▶ DESCRIPTION OF THE TASK: Set every record down verbatim and omit the pictures.

▶ RECORDS FOR THE EXERCISE:
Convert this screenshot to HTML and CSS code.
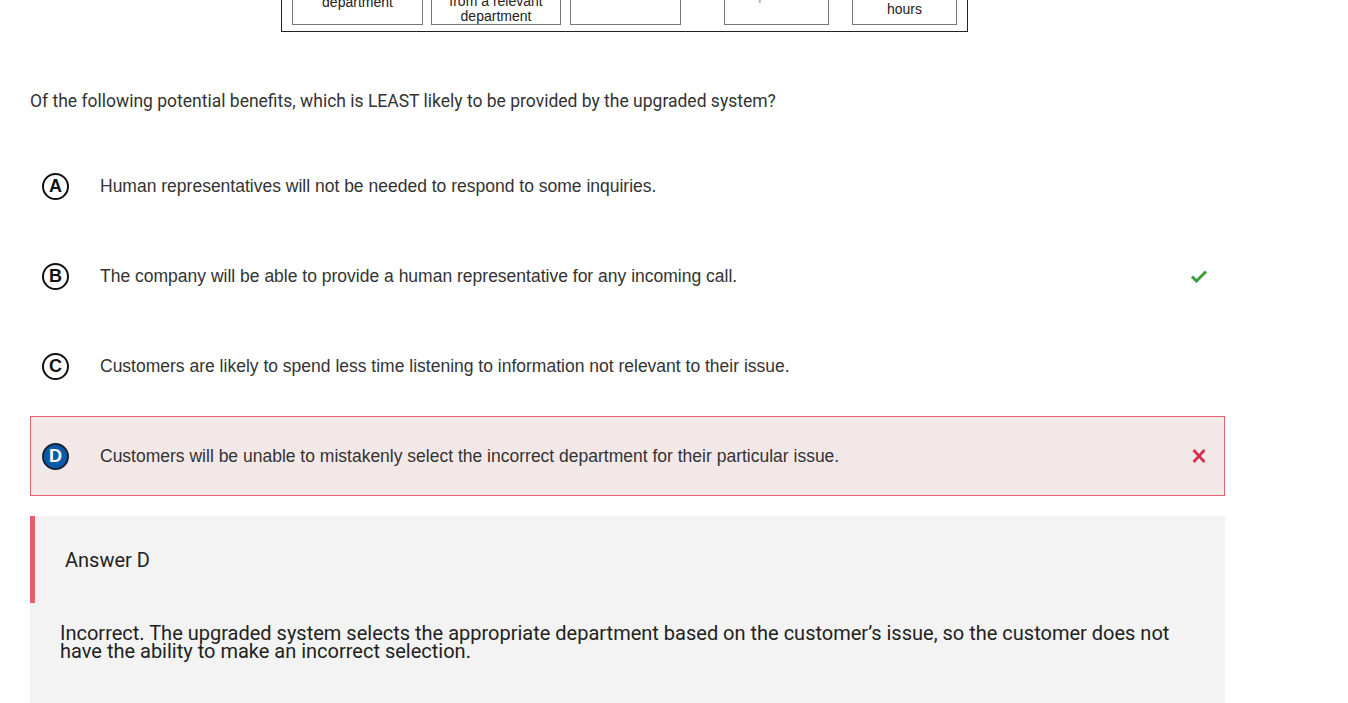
FILE: index.html
```html
<!DOCTYPE html>
<html>
<head>
<meta charset="utf-8">
<link rel="stylesheet" href="styles.css">
</head>
<body>
<div class="figure">
  <div class="fig-box b1"><span>Transfer to a<br>department</span></div>
  <div class="fig-box b2"><span>Receive a call<br>from a relevant<br>department</span></div>
  <div class="fig-box b3 faint"><span>the customer</span></div>
  <div class="fig-box b4 faint"><span>operator</span></div>
  <div class="fig-box b5"><span>business<br>hours</span></div>
</div>

<main class="content">
  <p class="question">Of the following potential benefits, which is LEAST likely to be provided by the upgraded system?</p>

  <div class="options">
    <div class="option">
      <span class="letter">A</span>
      <span class="opt-text">Human representatives will not be needed to respond to some inquiries.</span>
    </div>
    <div class="option">
      <span class="letter">B</span>
      <span class="opt-text">The company will be able to provide a human representative for any incoming call.</span>
      <svg class="mark" width="18" height="14" viewBox="0 0 18 14"><path d="M2 7.5 L6.5 12 L16 2.5" fill="none" stroke="#3f9b3a" stroke-width="3"/></svg>
    </div>
    <div class="option">
      <span class="letter">C</span>
      <span class="opt-text">Customers are likely to spend less time listening to information not relevant to their issue.</span>
    </div>
    <div class="option selected">
      <span class="letter">D</span>
      <span class="opt-text">Customers will be unable to mistakenly select the incorrect department for their particular issue.</span>
      <svg class="mark" width="18" height="14" viewBox="0 0 18 14"><path d="M3.5 1 L14.5 13 M14.5 1 L3.5 13" fill="none" stroke="#d0324a" stroke-width="2.6"/></svg>
    </div>
  </div>

  <section class="answer">
    <div class="answer-head">Answer D</div>
    <p class="explain">Incorrect. The upgraded system selects the appropriate department based on the customer’s issue, so the customer does not have the ability to make an incorrect selection.</p>
  </section>
</main>
</body>
</html>
```

FILE: styles.css
```css
html, body {
  margin: 0;
  padding: 0;
  background: #fff;
}
body {
  font-family: Roboto, "Liberation Sans", Arial, sans-serif;
  color: #333;
  overflow: hidden;
}
.figure {
  box-sizing: border-box;
  width: 687px;
  height: 90px;
  margin: -58px 0 0 281px;
  border: 1px solid #222;
  display: flex;
  align-items: flex-end;
  padding: 0 10px 6px 10px;
  font-family: "Liberation Sans", Arial, sans-serif;
  font-size: 14px;
  line-height: 15px;
  color: #222;
}
.fig-box {
  box-sizing: border-box;
  height: 70px;
  border: 1px solid #777;
  display: flex;
  align-items: flex-end;
  justify-content: center;
  text-align: center;
}
.b1 { width: 131px; padding-bottom: 14px; }
.b2 { width: 130px; margin-left: 8px; padding-bottom: 0; }
.b3 { width: 111px; margin-left: 9px; padding-bottom: 21px; }
.b4 { width: 105px; margin-left: 43px; padding-bottom: 21px; }
.b5 { width: 105px; margin-left: 23px; padding-bottom: 7px; }
.faint { color: #999; }

.content {
  width: 1195px;
  margin-left: 30px;
}
.question {
  margin: 59px 0 0 0;
  font-size: 17.5px;
  line-height: 20px;
  color: #333;
}
.options {
  margin-top: 35px;
  display: flex;
  flex-direction: column;
  gap: 10px;
}
.option {
  box-sizing: border-box;
  height: 80px;
  display: flex;
  align-items: center;
  padding-left: 11px;
  padding-right: 16px;
  border: 1px solid transparent;
  font-family: "Liberation Sans", Arial, sans-serif;
  font-size: 17.5px;
  color: #333;
}
.option.selected {
  background: #f3e8e8;
  border-color: #e5646f;
}
.letter {
  box-sizing: border-box;
  width: 27px;
  height: 27px;
  border: 2px solid #111;
  border-radius: 50%;
  display: flex;
  align-items: center;
  justify-content: center;
  font-weight: bold;
  font-size: 18px;
  color: #111;
  flex: none;
}
.selected .letter {
  background: #0b5aa8;
  border-color: #16233a;
  color: #fff;
}
.opt-text {
  margin-left: 31px;
  flex: 1;
}
.mark {
  flex: none;
}
.answer {
  margin-top: 20px;
  background: #f3f3f3;
  height: 200px;
}
.answer-head {
  box-sizing: border-box;
  height: 87px;
  border-left: 5px solid #e85f6c;
  padding-left: 30px;
  display: flex;
  align-items: center;
  font-size: 20px;
  color: #222;
}
.explain {
  margin: 0;
  padding: 21px 50px 0 30px;
  font-size: 20px;
  line-height: 18px;
  color: #222;
}
```
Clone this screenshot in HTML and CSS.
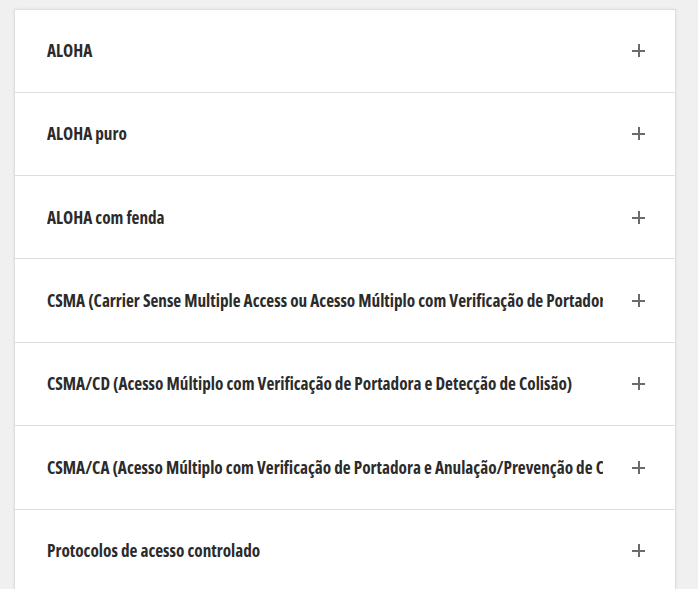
FILE: index.html
```html
<!DOCTYPE html>
<html lang="pt">
<head>
<meta charset="utf-8">
<title>Acordeão</title>
<link rel="stylesheet" href="styles.css">
</head>
<body>
<div class="accordion">
  <div class="item"><div class="title">ALOHA</div><span class="plus"></span></div>
  <div class="item"><div class="title">ALOHA puro</div><span class="plus"></span></div>
  <div class="item"><div class="title">ALOHA com fenda</div><span class="plus"></span></div>
  <div class="item"><div class="title">CSMA (Carrier Sense Multiple Access ou Acesso Múltiplo com Verificação de Portadora)</div><span class="plus"></span></div>
  <div class="item"><div class="title">CSMA/CD (Acesso Múltiplo com Verificação de Portadora e Detecção de Colisão)</div><span class="plus"></span></div>
  <div class="item"><div class="title">CSMA/CA (Acesso Múltiplo com Verificação de Portadora e Anulação/Prevenção de Colisão)</div><span class="plus"></span></div>
  <div class="item"><div class="title">Protocolos de acesso controlado</div><span class="plus"></span></div>
</div>
</body>
</html>
```
FILE: styles.css
```css
html, body {
  margin: 0;
  padding: 0;
}
body {
  background: #f0f0f0;
  font-family: "Open Sans", "Liberation Sans Narrow", sans-serif;
  padding: 9px 22px 0 14px;
  height: 589px;
  box-sizing: border-box;
  overflow: hidden;
}
.accordion {
  background: #fff;
  border: 1px solid #dedede;
  box-shadow: 0 0 3px rgba(0,0,0,0.07);
}
.item {
  display: flex;
  align-items: center;
  height: 82.4px;
  padding: 0 30px 0 32px;
  border-bottom: 1px solid #dedede;
  gap: 29px;
}
.item:first-child {
  height: 81.6px;
}
.title {
  flex: 1;
  min-width: 0;
  white-space: nowrap;
  overflow: hidden;
  font-size: 17.2px;
  font-weight: 700;
  font-stretch: 75%;
  color: #2b2b2b;
}
.plus {
  position: relative;
  width: 13px;
  height: 13px;
  flex: none;
}
.plus::before, .plus::after {
  content: "";
  position: absolute;
  background: #6b6b6b;
}
.plus::before {
  left: 0;
  right: 0;
  top: 6px;
  height: 2px;
}
.plus::after {
  top: 0;
  bottom: 0;
  left: 5.5px;
  width: 2px;
}
```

▶ ANSWER FOR THE TASK:
Convert this screenshot to HTML and CSS code.
FILE: index.html
```html
<!DOCTYPE html>
<html>
<head>
<meta charset="utf-8">
<link rel="stylesheet" href="styles.css">
</head>
<body>
<div class="figure">
  <div class="fig-box b1"><span>Transfer to a<br>department</span></div>
  <div class="fig-box b2"><span>Receive a call<br>from a relevant<br>department</span></div>
  <div class="fig-box b3 faint"><span>the customer</span></div>
  <div class="fig-box b4 faint"><span>operator</span></div>
  <div class="fig-box b5"><span>business<br>hours</span></div>
</div>

<main class="content">
  <p class="question">Of the following potential benefits, which is LEAST likely to be provided by the upgraded system?</p>

  <div class="options">
    <div class="option">
      <span class="letter">A</span>
      <span class="opt-text">Human representatives will not be needed to respond to some inquiries.</span>
    </div>
    <div class="option">
      <span class="letter">B</span>
      <span class="opt-text">The company will be able to provide a human representative for any incoming call.</span>
      <svg class="mark" width="18" height="14" viewBox="0 0 18 14"><path d="M2 7.5 L6.5 12 L16 2.5" fill="none" stroke="#3f9b3a" stroke-width="3"/></svg>
    </div>
    <div class="option">
      <span class="letter">C</span>
      <span class="opt-text">Customers are likely to spend less time listening to information not relevant to their issue.</span>
    </div>
    <div class="option selected">
      <span class="letter">D</span>
      <span class="opt-text">Customers will be unable to mistakenly select the incorrect department for their particular issue.</span>
      <svg class="mark" width="18" height="14" viewBox="0 0 18 14"><path d="M3.5 1 L14.5 13 M14.5 1 L3.5 13" fill="none" stroke="#d0324a" stroke-width="2.6"/></svg>
    </div>
  </div>

  <section class="answer">
    <div class="answer-head">Answer D</div>
    <p class="explain">Incorrect. The upgraded system selects the appropriate department based on the customer’s issue, so the customer does not have the ability to make an incorrect selection.</p>
  </section>
</main>
</body>
</html>
```

FILE: styles.css
```css
html, body {
  margin: 0;
  padding: 0;
  background: #fff;
}
body {
  font-family: Roboto, "Liberation Sans", Arial, sans-serif;
  color: #333;
  overflow: hidden;
}
.figure {
  box-sizing: border-box;
  width: 687px;
  height: 90px;
  margin: -58px 0 0 281px;
  border: 1px solid #222;
  display: flex;
  align-items: flex-end;
  padding: 0 10px 6px 10px;
  font-family: "Liberation Sans", Arial, sans-serif;
  font-size: 14px;
  line-height: 15px;
  color: #222;
}
.fig-box {
  box-sizing: border-box;
  height: 70px;
  border: 1px solid #777;
  display: flex;
  align-items: flex-end;
  justify-content: center;
  text-align: center;
}
.b1 { width: 131px; padding-bottom: 14px; }
.b2 { width: 130px; margin-left: 8px; padding-bottom: 0; }
.b3 { width: 111px; margin-left: 9px; padding-bottom: 21px; }
.b4 { width: 105px; margin-left: 43px; padding-bottom: 21px; }
.b5 { width: 105px; margin-left: 23px; padding-bottom: 7px; }
.faint { color: #999; }

.content {
  width: 1195px;
  margin-left: 30px;
}
.question {
  margin: 59px 0 0 0;
  font-size: 17.5px;
  line-height: 20px;
  color: #333;
}
.options {
  margin-top: 35px;
  display: flex;
  flex-direction: column;
  gap: 10px;
}
.option {
  box-sizing: border-box;
  height: 80px;
  display: flex;
  align-items: center;
  padding-left: 11px;
  padding-right: 16px;
  border: 1px solid transparent;
  font-family: "Liberation Sans", Arial, sans-serif;
  font-size: 17.5px;
  color: #333;
}
.option.selected {
  background: #f3e8e8;
  border-color: #e5646f;
}
.letter {
  box-sizing: border-box;
  width: 27px;
  height: 27px;
  border: 2px solid #111;
  border-radius: 50%;
  display: flex;
  align-items: center;
  justify-content: center;
  font-weight: bold;
  font-size: 18px;
  color: #111;
  flex: none;
}
.selected .letter {
  background: #0b5aa8;
  border-color: #16233a;
  color: #fff;
}
.opt-text {
  margin-left: 31px;
  flex: 1;
}
.mark {
  flex: none;
}
.answer {
  margin-top: 20px;
  background: #f3f3f3;
  height: 200px;
}
.answer-head {
  box-sizing: border-box;
  height: 87px;
  border-left: 5px solid #e85f6c;
  padding-left: 30px;
  display: flex;
  align-items: center;
  font-size: 20px;
  color: #222;
}
.explain {
  margin: 0;
  padding: 21px 50px 0 30px;
  font-size: 20px;
  line-height: 18px;
  color: #222;
}
```
Clone this screenshot in HTML and CSS.
FILE: index.html
```html
<!DOCTYPE html>
<html lang="pt">
<head>
<meta charset="utf-8">
<title>Acordeão</title>
<link rel="stylesheet" href="styles.css">
</head>
<body>
<div class="accordion">
  <div class="item"><div class="title">ALOHA</div><span class="plus"></span></div>
  <div class="item"><div class="title">ALOHA puro</div><span class="plus"></span></div>
  <div class="item"><div class="title">ALOHA com fenda</div><span class="plus"></span></div>
  <div class="item"><div class="title">CSMA (Carrier Sense Multiple Access ou Acesso Múltiplo com Verificação de Portadora)</div><span class="plus"></span></div>
  <div class="item"><div class="title">CSMA/CD (Acesso Múltiplo com Verificação de Portadora e Detecção de Colisão)</div><span class="plus"></span></div>
  <div class="item"><div class="title">CSMA/CA (Acesso Múltiplo com Verificação de Portadora e Anulação/Prevenção de Colisão)</div><span class="plus"></span></div>
  <div class="item"><div class="title">Protocolos de acesso controlado</div><span class="plus"></span></div>
</div>
</body>
</html>
```
FILE: styles.css
```css
html, body {
  margin: 0;
  padding: 0;
}
body {
  background: #f0f0f0;
  font-family: "Open Sans", "Liberation Sans Narrow", sans-serif;
  padding: 9px 22px 0 14px;
  height: 589px;
  box-sizing: border-box;
  overflow: hidden;
}
.accordion {
  background: #fff;
  border: 1px solid #dedede;
  box-shadow: 0 0 3px rgba(0,0,0,0.07);
}
.item {
  display: flex;
  align-items: center;
  height: 82.4px;
  padding: 0 30px 0 32px;
  border-bottom: 1px solid #dedede;
  gap: 29px;
}
.item:first-child {
  height: 81.6px;
}
.title {
  flex: 1;
  min-width: 0;
  white-space: nowrap;
  overflow: hidden;
  font-size: 17.2px;
  font-weight: 700;
  font-stretch: 75%;
  color: #2b2b2b;
}
.plus {
  position: relative;
  width: 13px;
  height: 13px;
  flex: none;
}
.plus::before, .plus::after {
  content: "";
  position: absolute;
  background: #6b6b6b;
}
.plus::before {
  left: 0;
  right: 0;
  top: 6px;
  height: 2px;
}
.plus::after {
  top: 0;
  bottom: 0;
  left: 5.5px;
  width: 2px;
}
```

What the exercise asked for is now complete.